A MUCH-respected former Langford man who served as a Bishop at home and abroad has died at the age of 85.
The Right Reverend Richard Rutt, the former Bishop of Leicester and of St Germans in Cornwall died on Wednesday last week (July 27).
Mr Rutt, who was born in Cambridge Road, Langford and considered the village and the Biggleswade area generally to be home, also served as a Bishop in Korea.
The eldest son of Cecil and Mary Rutt, Mr Rutt and his family moved to Drove Road, Biggleswade when he was four.
He attended the former Rose Lane Infants School, before moving onto Church Street Boys Junior School, Rose Lane Senior School and Huntingdon Grammar School.
Mr Rutt had a calling to become a priest from an early age.

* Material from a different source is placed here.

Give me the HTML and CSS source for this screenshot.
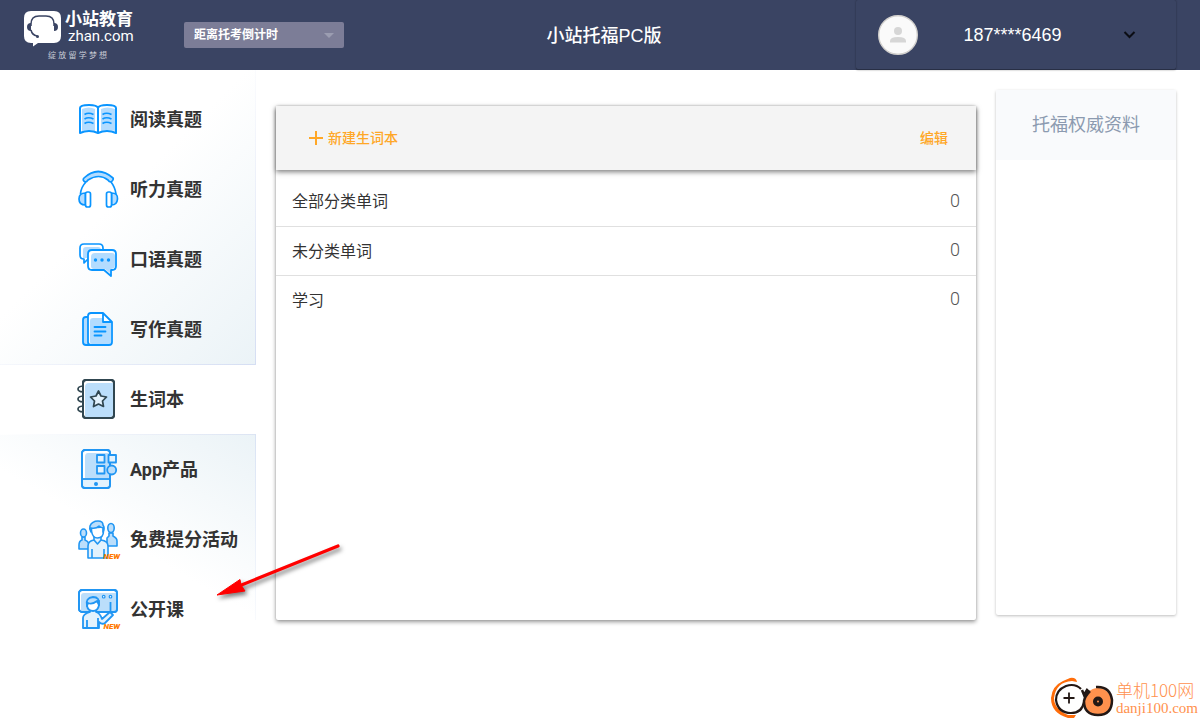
FILE: index.html
```html
<!DOCTYPE html>
<html lang="zh-CN">
<head>
<meta charset="utf-8">
<meta name="viewport" content="width=device-width, initial-scale=1">
<title>小站托福PC版</title>
<link rel="stylesheet" href="styles.css">
</head>
<body>
<header class="topbar">
  <a class="logo" href="#">
    <span class="logo-main">
      <svg class="logo-mark" viewBox="0 0 38 36" aria-hidden="true">
        <path d="M7 0h23q7 0 7 7v18q0 7-7 7H14l-5 3.500V32H7q-7 0-7-7V7q0-7 7-7z" fill="#fff"/>
        <path d="M7 15V13q0-8 8-8h7q8 0 8 8v2" fill="none" stroke="#3a4463" stroke-width="1.500"/>
        <path d="M7 12q-4 0-4 4t4 4zM30 12q4 0 4 4t-4 4z" fill="#3a4463"/>
        <path d="M7 19q1 5 6 6" fill="none" stroke="#3a4463" stroke-width="1.500"/>
        <circle cx="13.500" cy="25.500" r="1.500" fill="#3a4463"/>
      </svg>
      <span class="logo-words">
        <span class="logo-cn">小站教育</span>
        <span class="logo-en">zhan.com</span>
      </span>
    </span>
    <span class="logo-slogan">绽 放 留 学 梦 想</span>
  </a>
  <div class="countdown">
    <select class="countdown-select" aria-label="距离托考倒计时">
      <option>距离托考倒计时</option>
    </select>
    <svg class="countdown-arrow" viewBox="0 0 10 6" aria-hidden="true"><path d="M0 0h10L5 5z" fill="#9b9db1"/></svg>
  </div>
  <h1 class="title">小站托福PC版</h1>
  <button class="account" type="button">
    <svg class="avatar" viewBox="0 0 40 40" aria-hidden="true">
      <circle cx="20" cy="20" r="19.300" fill="#fafafa" stroke="#d2d0cd" stroke-width="1.400"/>
      <circle cx="20" cy="16" r="4" fill="#d6d6d6"/>
      <path d="M12 27.500v-1.500q0-4 8-4t8 4v1.500z" fill="#d6d6d6"/>
    </svg>
    <span class="phone">187****6469</span>
    <svg class="chevron" viewBox="0 0 12 8" aria-hidden="true"><path d="M1 1l5 5 5-5" fill="none" stroke="#0b0d14" stroke-width="2"/></svg>
  </button>
</header>

<main class="workspace">
  <nav class="sidebar" aria-label="主导航">
    <div class="nav-group nav-group-top">
      <a class="nav-item" href="#">
        <svg class="nav-icon" viewBox="0 0 40 40" aria-hidden="true">
          <path d="M4 10q7-3 13 0v22q-6-2-13 0zM23 10q6-3 14 0v22q-8-2-14 0z" fill="#b3dcff"/>
          <path d="M20 9q-1-3-9-3-9 0-9 3v25q9-4 18 0 9-4 18 0V9q0-3-9-3-8 0-9 3zM20 9v24" fill="none" stroke="#0a95ff" stroke-width="2" stroke-linejoin="round"/>
          <path d="M6.500 15.500q4-2.500 9 0M6.500 20q4-2.500 9 0M6.500 24.500q4-2.500 9 0M24.500 15.500q4-2.500 9 0M24.500 20q4-2.500 9 0M24.500 24.500q4-2.500 9 0" fill="none" stroke="#0a95ff" stroke-width="1.700"/>
        </svg>
        <span class="nav-label">阅读真题</span>
      </a>
      <a class="nav-item" href="#">
        <svg class="nav-icon" viewBox="0 0 40 40" aria-hidden="true" stroke="#0a95ff" stroke-width="1.700" stroke-linejoin="round">
          <path d="M8 13Q3 18 2.500 25M33 13q4 5 5 12" fill="none"/>
          <path d="M6 9Q20-4 35 9q1 2-2 4-2 0-3-2-9-7-20 0-1 2-3 2-3-2-1-4z" fill="#b3dcff"/>
          <path d="M7.500 24Q1 24 1 30t6.500 6zM33.500 24q6.500 0 6 6t-6 6z" fill="#b3dcff"/>
          <rect x="7.500" y="23" width="5" height="15" rx="2" fill="#fff"/>
          <rect x="28.500" y="23" width="5" height="15" rx="2" fill="#fff"/>
        </svg>
        <span class="nav-label">听力真题</span>
      </a>
      <a class="nav-item" href="#">
        <svg class="nav-icon" viewBox="0 0 40 40" aria-hidden="true" stroke-linejoin="round">
          <path d="M6 5h15q4 0 4 4v11H7v4l-3-4q-2-1-2-4V9q0-4 4-4z" fill="#fff"/>
          <path d="M8 8h12q3 0 3 3v8H5v-8q0-3 3-3z" fill="#b3dcff"/>
          <path d="M6 5h15q4 0 4 4v11H10l-4 4v-4q-4 0-4-4V9q0-4 4-4z" fill="none" stroke="#0a95ff" stroke-width="1.700"/>
          <path d="M14 11h20q4 0 4 4v12q0 4-4 4h-1v6l-7-6H14q-4 0-4-4V15q0-4 4-4z" fill="#fff"/>
          <path d="M17 14h17q3 0 3 3v9q0 4-5 4v4l-5-4H16q-3 0-3-3v-9q0-4 4-4z" fill="#b3dcff"/>
          <path d="M14 11h20q4 0 4 4v12q0 4-4 4h-1v6l-7-6H14q-4 0-4-4V15q0-4 4-4z" fill="none" stroke="#0a95ff" stroke-width="1.800"/>
          <g fill="#0a95ff"><circle cx="17.500" cy="21" r="1.700"/><circle cx="24" cy="21" r="1.700"/><circle cx="30.500" cy="21" r="1.700"/></g>
        </svg>
        <span class="nav-label">口语真题</span>
      </a>
      <a class="nav-item" href="#">
        <svg class="nav-icon" viewBox="0 0 40 40" aria-hidden="true" stroke-linejoin="round" stroke-linecap="round">
          <path d="M10 8H8q-3 0-3 3v22q0 3 3 3h6" fill="#b3dcff" stroke="#0a95ff" stroke-width="1.800"/>
          <path d="M13 4h12l9 9v20q0 3-3 3H13q-3 0-3-3V7q0-3 3-3z" fill="#fff"/>
          <path d="M15 9h10v4h8v20q0 2-2 2H14q-2 0-2-2V12q0-3 3-3z" fill="#b3dcff"/>
          <path d="M13 4h12l9 9v20q0 3-3 3H13q-3 0-3-3V7q0-3 3-3zM25 4v9h9" fill="none" stroke="#0a95ff" stroke-width="1.800"/>
          <path d="M16.500 18h11M16.500 22.500h11M16.500 26.500h7" fill="none" stroke="#0a95ff" stroke-width="1.800"/>
        </svg>
        <span class="nav-label">写作真题</span>
      </a>
    </div>
    <a class="nav-item" href="#" aria-current="page">
      <svg class="nav-icon" viewBox="0 0 40 40" aria-hidden="true" fill="none" stroke="#304650" stroke-width="2" stroke-linejoin="round">
        <path d="M5 13q-5-.5-5-3t5-3M5 23q-5-.5-5-3t5-3M5 33q-5-.5-5-3t5-3" stroke-width="1.700"/>
        <rect x="5" y="1" width="31" height="38" rx="3" fill="#fff"/>
        <path d="M11 4h24v31q0 3-3 3H8q-1 0-1-2V8q0-4 4-4z" fill="#bbdefb" stroke="none"/>
        <rect x="5" y="1" width="31" height="38" rx="3"/>
        <path d="M20.500 12l2.500 5 5.500 1-4 4 1 5.500-5-2.500-5 2.500 1-5.500-4-4 5.500-1z" fill="#e3f2fd" stroke-width="1.700"/>
      </svg>
      <span class="nav-label">生词本</span>
    </a>
    <div class="nav-group nav-group-bottom">
      <a class="nav-item" href="#">
        <svg class="nav-icon" viewBox="0 0 40 40" aria-hidden="true" stroke="#2196f3" stroke-width="1.800" stroke-linejoin="round">
          <rect x="4" y="1" width="28" height="38" rx="3" fill="#fff"/>
          <path d="M10 4h21v25H7V8q0-4 3-4z" fill="#bbdefb" stroke="none"/>
          <path d="M5 30h26v6q0 2-2 2H7q-2 0-2-2z" fill="#e3f2fd" stroke="none"/>
          <rect x="4" y="1" width="28" height="38" rx="3" fill="none"/>
          <path d="M4 30h28"/>
          <g fill="#e3f2fd"><rect x="19" y="6" width="7.500" height="7.500"/><rect x="30.500" y="6" width="7.500" height="7.500"/><rect x="19" y="17" width="7.500" height="7.500"/><circle cx="33.700" cy="21" r="4.500" fill="#bbdefb"/></g>
          <circle cx="18" cy="35" r="2" fill="#2196f3" stroke="none"/>
        </svg>
        <span class="nav-label">App产品</span>
      </a>
      <a class="nav-item" href="#">
        <span class="icon-wrap">
          <svg class="nav-icon" viewBox="0 0 40 40" aria-hidden="true" stroke="#2196f3" stroke-width="1.600" stroke-linejoin="round">
            <path d="M1 30v-4q0-4 3-5v-3h3v3q3 1 4 4v5zM29 27v-8l2-2v-3h4v3q4 2 4 5v5z" fill="#bbdefb"/>
            <ellipse cx="5.500" cy="14" rx="3" ry="4" fill="#bbdefb"/>
            <ellipse cx="33" cy="9" rx="3.200" ry="4.500" fill="#bbdefb"/>
            <path d="M10 39V27q0-5 6-6v-5h7v5q7 1 7 6v12z" fill="#e3f2fd"/>
            <path d="M16 21l3.500 4 3.500-4M14 30v9M26 30v9" fill="none"/>
            <path d="M13.500 9v3q1 7 6 7 6 0 6-7V8z" fill="#fff"/>
            <path d="M13 13q-2-3-1-6 2-5 8-5 5 0 5 4 2 3 0 7V9q-3-1-4-2-3 3-8 2z" fill="#bbdefb"/>
          </svg>
          <span class="new-tag">NEW</span>
        </span>
        <span class="nav-label">免费提分活动</span>
      </a>
      <a class="nav-item" href="#">
        <span class="icon-wrap">
          <svg class="nav-icon" viewBox="0 0 40 40" aria-hidden="true" stroke="#2196f3" stroke-width="1.800" stroke-linejoin="round">
            <rect x="1" y="1" width="38" height="22" rx="3" fill="#fff"/>
            <path d="M6 4h32v18H3V7q0-3 3-3z" fill="#bbdefb" stroke="none"/>
            <rect x="1" y="1" width="38" height="22" rx="3" fill="none"/>
            <circle cx="25.700" cy="7.700" r="1.300" stroke-width="1.200" fill="#fff"/><circle cx="32.500" cy="7.700" r="1.300" stroke-width="1.200" fill="#fff"/>
            <path d="M32.500 13v9"/>
            <path d="M5 39V29q0-4 7-6v-3h6v3q4 1 6 7l8-7 3 3-8 8q-3 2-6-1v6z" fill="#e3f2fd"/>
            <path d="M9 31v8M20 29v10" fill="none"/>
            <path d="M9 13v4q1 5 6 5t6-6v-4z" fill="#fff"/>
            <path d="M9 17q-2-8 6-9 7 0 6 8l-2-4q-5 4-9 2z" fill="#bbdefb"/>
          </svg>
          <span class="new-tag">NEW</span>
        </span>
        <span class="nav-label">公开课</span>
      </a>
    </div>
  </nav>

  <section class="wordbook" aria-label="生词本">
    <div class="toolbar">
      <button class="action" type="button">
        <svg class="plus" viewBox="0 0 14 14" aria-hidden="true"><path d="M7 0v14M0 7h14" stroke="#ffa726" stroke-width="2"/></svg>
        <span class="action-label">新建生词本</span>
      </button>
      <button class="action" type="button"><span class="action-label">编辑</span></button>
    </div>
    <ul class="word-list">
      <li class="word-row"><span>全部分类单词</span><span class="count">0</span></li>
      <li class="word-row"><span>未分类单词</span><span class="count">0</span></li>
      <li class="word-row"><span>学习</span><span class="count">0</span></li>
    </ul>
  </section>

  <aside class="resources">
    <h2 class="resources-title">托福权威资料</h2>
  </aside>

  <svg class="pointer" viewBox="0 0 136 64" aria-hidden="true">
    <path d="M125 5L26 45" stroke="#f00" stroke-width="3.200" stroke-linecap="round"/>
    <path d="M4 54L27 38.500 28 44 32 50z" fill="#f00" stroke="#f00" stroke-linejoin="round"/>
  </svg>
</main>

<div class="watermark">
  <svg class="watermark-mark" viewBox="0 0 64 44" aria-hidden="true" fill="none">
    <path d="M20 2q6-1 7 4l-5-1Q6 6 4 22q0 11 14 17l8 0-2 3h-6Q1 37 1 22 2 10 13 5z" fill="#ff6d0a"/>
    <path d="M31 13Q25 7 16 10 6 14 6 24q2 13 15 13 11 0 13-11" stroke="#231815" stroke-width="2.200"/>
    <path d="M19 16.500v11M13.500 22h11" stroke="#231815" stroke-width="1.800"/>
    <circle cx="48" cy="25.500" r="13.500" fill="#ff914d"/>
    <path d="M32 14l2 5 3-5 3 3M46 11q14-1 16 13 0 15-14 15-14 0-14-14 1-5 6-10" stroke="#231815" stroke-width="2.500"/>
    <circle cx="48" cy="25.500" r="5" fill="#231815"/><circle cx="48" cy="25.500" r="1" fill="#ff914d"/>
  </svg>
  <span class="watermark-words">
    <span class="watermark-cn">单机100网</span>
    <span class="watermark-en">danji100.com</span>
  </span>
</div>
</body>
</html>
```
FILE: styles.css
```css
* {
  box-sizing: border-box;
}

body {
  margin: 0;
  min-height: 100vh;
  display: flex;
  flex-direction: column;
  position: relative;
  background: #fff;
  color: #333;
  font-family: "Liberation Sans", "Noto Sans CJK SC", sans-serif;
}

a {
  color: inherit;
  text-decoration: none;
}

button,
select {
  font: inherit;
  color: inherit;
  border: 0;
  background: none;
  cursor: pointer;
}

svg {
  display: block;
  flex: none;
}

/* Header */
.topbar {
  display: grid;
  grid-template-columns: 160px 160px 1fr 320px;
  align-items: center;
  height: 70px;
  padding: 0 24px;
  background: #3a4463;
  color: #fff;
}

.logo {
  display: flex;
  flex-direction: column;
  width: 112px;
  padding-top: 2px;
  gap: 3px;
}

.logo-main {
  display: flex;
  gap: 3px;
}

.logo-mark {
  width: 38px;
  height: 36px;
}

.logo-words {
  display: flex;
  flex-direction: column;
  white-space: nowrap;
}

.logo-cn {
  font-size: 17px;
  line-height: 18px;
  font-weight: 700;
}

.logo-en {
  padding-left: 3px;
  font-family: Roboto, sans-serif;
  font-size: 15px;
  line-height: 14px;
}

.logo-slogan {
  padding-left: 24px;
  font-size: 8px;
  line-height: 12px;
  white-space: nowrap;
  color: #c9ccd6;
}

.countdown {
  position: relative;
}

.countdown-select {
  display: block;
  width: 100%;
  height: 26px;
  padding: 0 24px 0 10px;
  border-radius: 2px;
  background: #7c7d97;
  appearance: none;
  font-size: 12px;
  font-weight: 700;
}

.countdown-arrow {
  position: absolute;
  top: 11px;
  right: 10px;
  width: 10px;
  height: 6px;
  pointer-events: none;
}

.title {
  margin: 0;
  padding: 0 0 3px 8px;
  text-align: center;
  font-size: 18px;
  font-weight: 500;
}

.account {
  display: flex;
  align-items: center;
  justify-content: space-between;
  height: 70px;
  padding: 0 40px 0 22px;
  border-radius: 2px;
  box-shadow: 0 0 2px rgba(0, 0, 0, 0.4), inset 0 -1px 0 rgba(0, 0, 0, 0.3);
  font-size: 18px;
}

.avatar {
  width: 40px;
  height: 40px;
}

.phone {
  margin-right: 16px;
}

.chevron {
  width: 13px;
  height: 8px;
}

/* Page body */
.workspace {
  position: relative;
  flex: 1;
  display: grid;
  grid-template-columns: 256px 1fr 180px;
  column-gap: 20px;
  padding-right: 24px;
}

/* Sidebar */
.nav-group-top {
  margin-bottom: -1px;
  padding-top: 14px;
  border-right: 1px solid;
  border-bottom: 1px solid;
  background: linear-gradient(135deg, #fff 45%, #ebf3f7);
  border-image: linear-gradient(135deg, #fff 40%, #d5def3) 1;
}

.nav-group-bottom {
  background:
    linear-gradient(to bottom, #d9e3f4, #f8fafd) right top / 1px 186px no-repeat,
    linear-gradient(to right, #fff, #dce4f3) left top / 100% 1px no-repeat,
    linear-gradient(30deg, #fff 45%, #ebf3f7) left top / 100% 186px no-repeat;
}

.nav-item {
  display: flex;
  align-items: center;
  gap: 12px;
  height: 70px;
  padding-left: 78px;
  font-family: Roboto, "Noto Sans CJK SC", sans-serif;
  font-size: 18px;
  font-weight: 700;
  white-space: nowrap;
}

.nav-label {
  padding-bottom: 3px;
}

.nav-icon {
  width: 40px;
  height: 40px;
  overflow: visible;
}

.icon-wrap {
  position: relative;
}

.new-tag {
  position: absolute;
  right: -2px;
  bottom: -2px;
  font-family: Roboto, sans-serif;
  font-size: 8px;
  line-height: 8px;
  font-weight: 900;
  font-style: italic;
  color: #ff7a00;
}

/* Word book */
.wordbook {
  margin: 36px 0 100px;
  border-radius: 2px;
  background: #fff;
  box-shadow: 0 2px 4px rgba(0, 0, 0, 0.4), 0 0 2px rgba(0, 0, 0, 0.16);
}

.toolbar {
  display: flex;
  align-items: center;
  justify-content: space-between;
  height: 64px;
  padding: 0 28px 0 33px;
  background: #f4f4f4;
  box-shadow: 0 2px 5px rgba(0, 0, 0, 0.5);
}

.action {
  display: flex;
  align-items: center;
  gap: 5px;
  padding: 0;
  font-size: 14px;
  font-weight: 500;
  color: #ffa726;
}

.action-label {
  padding-bottom: 2px;
}

.plus {
  width: 14px;
  height: 14px;
}

.word-list {
  margin: 0;
  padding: 7px 0 0;
  list-style: none;
}

.word-row {
  display: flex;
  align-items: center;
  justify-content: space-between;
  height: 49px;
  padding: 0 16px 3px;
  font-size: 16px;
}

.word-row + .word-row {
  border-top: 1px solid #e0e0e0;
}

.count {
  font-family: Roboto, sans-serif;
  font-size: 18px;
  font-weight: 300;
  color: #555;
}

/* Resources */
.resources {
  margin: 20px 0 105px;
  border-radius: 2px;
  background: #fff;
  box-shadow: 0 1px 3px rgba(0, 0, 0, 0.26);
}

.resources-title {
  margin: 0;
  text-align: center;
  font-size: 18px;
  line-height: 70px;
  font-weight: 400;
  color: #8c9ab0;
  background: #f9fafc;
}

/* Annotation arrow drawn over the page */
.pointer {
  position: absolute;
  left: 213px;
  top: 471px;
  width: 136px;
  height: 64px;
  filter: drop-shadow(2px 3px 2px rgba(0, 0, 0, 0.5));
  pointer-events: none;
}

/* Site mark in the corner */
.watermark {
  position: absolute;
  right: 2px;
  bottom: 0;
  display: flex;
  align-items: center;
  gap: 2px;
  color: #ff914d;
  white-space: nowrap;
}

.watermark-mark {
  width: 64px;
  height: 44px;
}

.watermark-words {
  display: flex;
  flex-direction: column;
}

.watermark-cn {
  font-family: "Noto Sans CJK SC", sans-serif;
  font-size: 17px;
  line-height: 20px;
  font-weight: 300;
}

.watermark-en {
  font-family: "Liberation Serif", serif;
  font-size: 15px;
  line-height: 16px;
}
```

He sang in the choir at St Andrew’s Church in Langford and was also an altar server.
During the Second World War he served as a sub-lieutenant in the Royal Navy, before learning Japanese and working with the code breakers at Bletchley Park.
Mr Rutt then continued his education at Pembroke College, Cambridge, where he studied modern languages.
He had already been ordained as a priest at Ely Cathedral. After graduating he travelled to South Korea where he worked as a Christian missionary.
He was later appointed Bishop of Taejon in South Korea in 1969, and it was during his time in the country that Mr Rutt met his wife Joan, a fellow Cambridge graduate.
The couple returned to England in 1974 when Mr Rutt became Bishop of St Germans then Bishop of Leicester in 1979.
He retired in 1991 and returned to Falmouth, where he left the Church of England and was ordained as a Roman Catholic priest in 1995.
He later became Canon of the Cathedral and Prelate of Honour.
Outside of his work Mr Rutt was a scholarly man. He was fluent in many languages, especially oriental ones, and he was awarded several international prizes for books on medieval Korean literature.
He wrote poems and several hymns and wherever he went he threw himself into the local interests.
One instance of this was his leading of a movement to revive the ancient Cornish language.
Well known as the ‘knitting bishop’, devising knitting patterns of some intricacy for sweaters, he even made it on to the front cover of Women’s Own magazine wearing one of his creations.
He also propagated African violets in an effort to produce new strains.
The current Bishop of Leicester, the Right Reverend Tim Stevens, wrote that Mr Rutt ‘will be remembered by many people as a prayerful, scholarly and pastoral Bishop who led his diocese for over a decade’.
Mr Rutt’s cousins Philip and Sylvia Rutt of London Road, Biggleswade, Michael and Valerie Rutt of Sandy and Ralph and Ingrid Turner of Langford will remember him as a rather shy, modest man, of brilliant intellect, yet one who was at ease with everyone.